Cinquième film de Takeshi Kitano, il se démarque assez de ses précédentes longs-métrages.
Il sort en 1994 juste avant son grave accident de scooter; qui le marqua à vie, lui paralysant la moitié du visage.
Kitano retrouve l'humour pince-sans-rire (déjà présent dans ses films, mais ici omniprésent) de Beat Takeshi, mais qui est ici poussé à l'acmé de l'absurde. Absurdité qui reviendra dans le bon, mais mineur dans sa filmographie, "Glory to the filmmaker !".
L'histoire est simple; Asao se réveille d'un rêve qui créa en lui un déclic. Pour réussir à faire l'amour à une fille il faut une belle voiture, une belle voiture ! Il va donc, d'abord, partir en quête d'un nouveau véhicule.
Enchaînant les péripéties, toutes plus saugrenues les unes que les autres, l'enjeu du film va progressivement changer.
Les gags s'enchainent et ne s'arrêtent jamais. Kitano, avec sa maestria visuelle, maîtrise les codes et se les approprie complètement.
Mise en scène complètement Kitanienne au service donc de l'absurde. Le choix d'une comédie n'est ici pas anodin. En effet, il fait passer une certaine vision, un certain regard critique sur la société en accentuant les défauts, et l'absurdité qui peut en résulter, de la société par les gags.
Loin d'accumuler, comme certains peuvent le penser, des gags idiots et ridiculement absurdes; Kitano fait passer de manière subtile et ironique les problèmes qu'il peut y avoir au sein de sa société.
Les gags s'enchaînent donc, sans cesse, trouvant toujours une idée de mise en scène différente pour faire rire, et cela toujours avec un sous texte relativement acide et caustique.
Formellement, Kitano est conscient et sait user, comme à son habitude, de ses effets de mise en scène et de sa photo sublime; notamment pour la scène d'ouverture, où captant sublimement la nuit, il use d'une lumière particulièrement travaillée alliée aux éclairages urbains pour nous indiquer subtilement que nous assistons à un rêve.

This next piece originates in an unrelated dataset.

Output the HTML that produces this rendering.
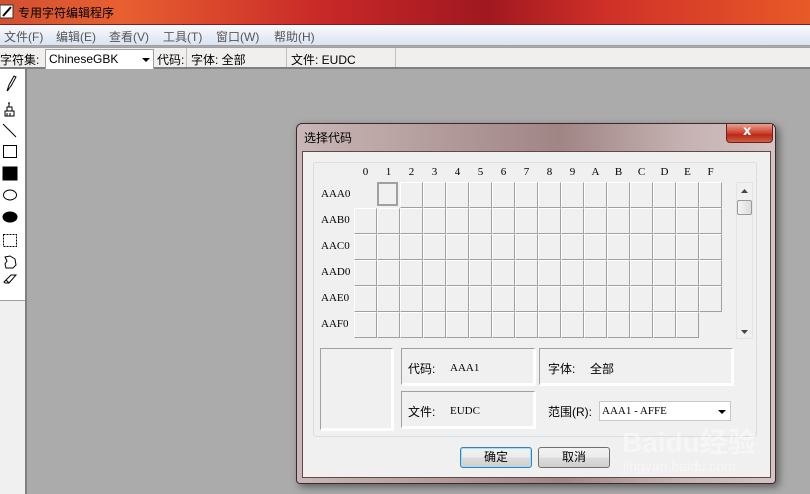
<!DOCTYPE html>
<html><head><meta charset="utf-8"><style>
*{margin:0;padding:0;box-sizing:border-box}
body{width:810px;height:494px;overflow:hidden;position:relative;background:#ababab;font-family:"Liberation Sans","Noto Sans CJK SC",sans-serif;font-size:12px;color:#000}
.a{position:absolute}
#title{left:0;top:0;width:810px;height:25px;background:linear-gradient(90deg,#d05030 0%,#e86030 15%,#c82828 40%,#a01820 60%,#d03028 75%,#e85a28 100%);border-bottom:1px solid #7a2020}
#menu{left:0;top:25px;width:810px;height:21px;background:linear-gradient(#f8fafd,#dbe3f2);border-bottom:1px solid #a0a0a0;color:#555;font-size:12px}
#menu span{position:absolute;top:3px}
#tb{left:0;top:47px;width:810px;height:22px;background:#f1efee;border-top:1px solid #a0a0a0;border-bottom:2px solid #808080}
#tb span{position:absolute;top:3px;font-size:12px}
#tool{left:0;top:69px;width:27px;height:425px;background:#f0f0f0;border-right:2px solid #808080}
.g{display:grid;grid-template-columns:repeat(16,23px);grid-auto-rows:26px}
.g i{display:block;width:23px;height:26px;background:#f0f0f0;border:1px solid;border-color:#fff #a0a0a0 #a0a0a0 #fff}
.g i.n{visibility:hidden}
.g i.s{border:2px solid #a0a0a0;background:#f0f0f0;margin:0 1px 2px 0;width:21px;height:24px}
.mono{font-family:"Liberation Serif","Noto Serif CJK SC",serif;font-size:11px}
.box{border:1px solid #a0a0a0;border-right-color:#fff;border-bottom-color:#fff;box-shadow:inset -1px -1px 0 #fff,1px 1px 0 #fff}
.btn{border:1px solid #707070;border-radius:3px;background:linear-gradient(#f2f2f2,#ebebeb 50%,#dddddd 51%,#cfcfcf);text-align:center;line-height:18px;font-size:12px}
</style></head><body>
<div id="title" class="a">
 <svg class="a" style="left:0;top:4px" width="14" height="16"><rect x="0" y="1" width="13" height="13" fill="#fff" stroke="#333"/><path d="M3 12L11 3" stroke="#000" stroke-width="2"/></svg>
 <span class="a" style="left:18px;top:4px;font-size:12px;color:#000">专用字符编辑程序</span>
</div>
<div id="menu" class="a">
 <span style="left:4px">文件(F)</span><span style="left:56px">编辑(E)</span><span style="left:109px">查看(V)</span><span style="left:163px">工具(T)</span><span style="left:216px">窗口(W)</span><span style="left:274px">帮助(H)</span>
</div>
<div id="tb" class="a">
 <span style="left:0">字符集:</span>
 <div class="a" style="left:45px;top:1px;width:109px;height:20px;background:#fff;border:1px solid #a0a0a0;border-bottom:none"><span style="left:3px;top:2px">ChineseGBK</span><svg class="a" style="left:96px;top:8px" width="8" height="5"><path d="M0 0h8L4 4z"/></svg></div>
 <span style="left:157px">代码:</span>
 <div class="a" style="left:186px;top:0;width:1px;height:19px;background:#c0c0c0"></div>
 <span style="left:191px">字体: 全部</span>
 <div class="a" style="left:286px;top:0;width:1px;height:19px;background:#c0c0c0"></div>
 <span style="left:291px">文件: EUDC</span>
 <div class="a" style="left:395px;top:0;width:1px;height:19px;background:#c0c0c0"></div>
</div>
<div id="tool" class="a">
 <div class="a" style="left:0;top:0;width:25px;height:232px;background:#fff;border-bottom:1px solid #a0a0a0"></div>
 <svg class="a" style="left:0;top:0" width="25" height="230" fill="none" stroke="#000">
  <path d="M7 22l2-6 5-9 2 1-5 9zM7 22l2-2"/>
  <path d="M9 34v4M8 34h2M7 38h5v4H7zM5 42h9v5H5z M7 44v3M10 44v3"/>
  <path d="M3 55l13 13"/>
  <rect x="3.5" y="76.5" width="13" height="12"/>
  <rect x="3" y="98" width="14" height="13" fill="#000"/>
  <ellipse cx="10" cy="126" rx="6.5" ry="5"/>
  <ellipse cx="10" cy="148" rx="7" ry="5" fill="#000"/>
  <rect x="3.5" y="165.5" width="13" height="12" stroke-dasharray="2 1"/>
  <path d="M5 188l5-1 5 3 1 6-3 3H6l-1-4 2-3z"/>
  <path d="M4 213l7-7 5 0-7 8H5zM9 214l-3-3"/>
 </svg>
</div>
<!-- dialog -->
<div class="a" style="left:296px;top:123px;width:480px;height:361px;border-radius:6px 6px 4px 4px;background:linear-gradient(90deg,#c9b6b6,#b39b9b 30%,#a08585 55%,#c4b0b0 80%,#d4c4c4);border:1px solid #3a2a2a;box-shadow:3px 3px 8px rgba(0,0,0,.45)">
 <span class="a" style="left:7px;top:5px;font-size:12px">选择代码</span>
 <div class="a" style="left:429px;top:0;width:47px;height:19px;border:1px solid #6a2020;border-top:none;border-radius:0 0 4px 4px;background:linear-gradient(#e8a090,#d04030 50%,#b82818 60%,#d06040)"><span class="a" style="left:16px;top:0;color:#fff;font-weight:bold;font-size:13px;font-family:'DejaVu Sans',sans-serif">x</span></div>
 <div class="a" style="left:5px;top:27px;width:469px;height:327px;background:#f0f0f0;border:1px solid #5a4a4a"></div>
</div>
<div class="a" style="left:313px;top:162px;width:444px;height:275px;border:1px solid #d5dfe5;border-radius:3px"></div>
<div class="a mono" style="left:354px;top:166px;width:368px;display:grid;grid-template-columns:repeat(16,23px);text-align:center">
<span>0</span><span>1</span><span>2</span><span>3</span><span>4</span><span>5</span><span>6</span><span>7</span><span>8</span><span>9</span><span>A</span><span>B</span><span>C</span><span>D</span><span>E</span><span>F</span></div>
<div class="a mono" style="left:321px;top:181px;line-height:26px">AAA0<br>AAB0<br>AAC0<br>AAD0<br>AAE0<br>AAF0</div>
<div class="a g" style="left:354px;top:182px">
<i class="n"></i><i class="s"></i><i></i><i></i><i></i><i></i><i></i><i></i><i></i><i></i><i></i><i></i><i></i><i></i><i></i><i></i>
<i></i><i></i><i></i><i></i><i></i><i></i><i></i><i></i><i></i><i></i><i></i><i></i><i></i><i></i><i></i><i></i>
<i></i><i></i><i></i><i></i><i></i><i></i><i></i><i></i><i></i><i></i><i></i><i></i><i></i><i></i><i></i><i></i>
<i></i><i></i><i></i><i></i><i></i><i></i><i></i><i></i><i></i><i></i><i></i><i></i><i></i><i></i><i></i><i></i>
<i></i><i></i><i></i><i></i><i></i><i></i><i></i><i></i><i></i><i></i><i></i><i></i><i></i><i></i><i></i><i></i>
<i></i><i></i><i></i><i></i><i></i><i></i><i></i><i></i><i></i><i></i><i></i><i></i><i></i><i></i><i></i><i class="n"></i>
</div>
<div class="a" style="left:736px;top:182px;width:17px;height:157px;background:#f0f0f0;border:1px solid #e4e4e4">
 <svg class="a" style="left:4px;top:6px" width="7" height="4"><path d="M0 4L3.5 0 7 4z" fill="#444"/></svg>
 <div class="a" style="left:0;top:17px;width:15px;height:15px;border:1px solid #999;border-radius:2px;background:linear-gradient(90deg,#f4f4f4,#dcdcdc)"></div>
 <svg class="a" style="left:4px;top:147px" width="7" height="4"><path d="M0 0h7L3.5 4z" fill="#444"/></svg>
</div>
<div class="a box" style="left:320px;top:348px;width:73px;height:82px"></div>
<div class="a box" style="left:401px;top:348px;width:134px;height:37px"><span class="a" style="left:6px;top:11px">代码:</span><span class="a mono" style="left:48px;top:13px">AAA1</span></div>
<div class="a box" style="left:539px;top:348px;width:194px;height:37px"><span class="a" style="left:8px;top:11px">字体:</span><span class="a" style="left:50px;top:11px">全部</span></div>
<div class="a box" style="left:401px;top:391px;width:134px;height:37px"><span class="a" style="left:6px;top:11px">文件:</span><span class="a mono" style="left:48px;top:13px">EUDC</span></div>
<span class="a" style="left:548px;top:403px">范围(R):</span>
<div class="a" style="left:599px;top:401px;width:132px;height:20px;background:#fff;border:1px solid #c8c8c8"><span class="a mono" style="left:2px;top:3px">AAA1 - AFFE</span><svg class="a" style="left:118px;top:8px" width="8" height="5"><path d="M0 0h8L4 4z"/></svg></div>
<div class="a btn" style="left:460px;top:447px;width:72px;height:21px;border-color:#3c7fb1;box-shadow:inset 0 0 0 1px #9fe0f8">确定</div>
<div class="a btn" style="left:538px;top:447px;width:72px;height:21px">取消</div>
<span class="a" style="left:622px;top:421px;font-size:28px;font-weight:bold;color:rgba(255,255,255,.4)">Baidu经验</span>
<span class="a" style="left:623px;top:458px;font-size:14px;color:rgba(255,255,255,.45)">jingyan.baidu.com</span>
</body></html>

Les effets de montage et le jeu et expressions des acteurs sont présents et fidèles à sa patte artistique, qui ici se voit encore plus marquée du fait du concept même du long-métrage.
Certes, il émet une critique sur sa société, mais il déconstruit et se moque, sans malveillance cela dit, du cinéma nippon, comme du cinéma américain populaire.
Il n'hésite pas à ironiser sur le maître du cinéma japonais, Akira Kurosawa, donc il admire le travail, montrant un réalisateur travaillant sur un chambara, ressemblant d'ailleurs énormément à Zatoichi. Ironie ici doublée, puisque Kitano mettra en scène 9 ans après le sabreur aveugle.
Il se moque également des films "Ghostbusters" à travers un dispositif détectant les hommes invisibles, semblable dans le design aux dispositifs des chasseurs de fantômes.
La fin du film met également en dérision "La Mouche" de Cronenberg. En effet, le protagoniste est transformé en mouche humanoïde attirée par le fumier. Par incrustations, volontairement laides et ratées, Kitano rend ses gags encore plus désopilants et déconcertants, selon notre rapport à l'absurde.
Finalement, le protagoniste meurt dans une gigantesque cuve de fumier (récolté aux quatre coins du Japon), écrasé par une tapette géante.
Et quelle conclusion pour un tel film et un tel personnage, qui auront poussé l'absurde et la raillerie à leur paroxysme, sans bien sûr négliger le fond sociétal ambiant, traité avec causticité, qui procure à cette œuvre une richesse insoupçonnée, et faisant donc de ce film, un métrage totalement singulier et profondément, et immédiatement, rattaché à son auteur.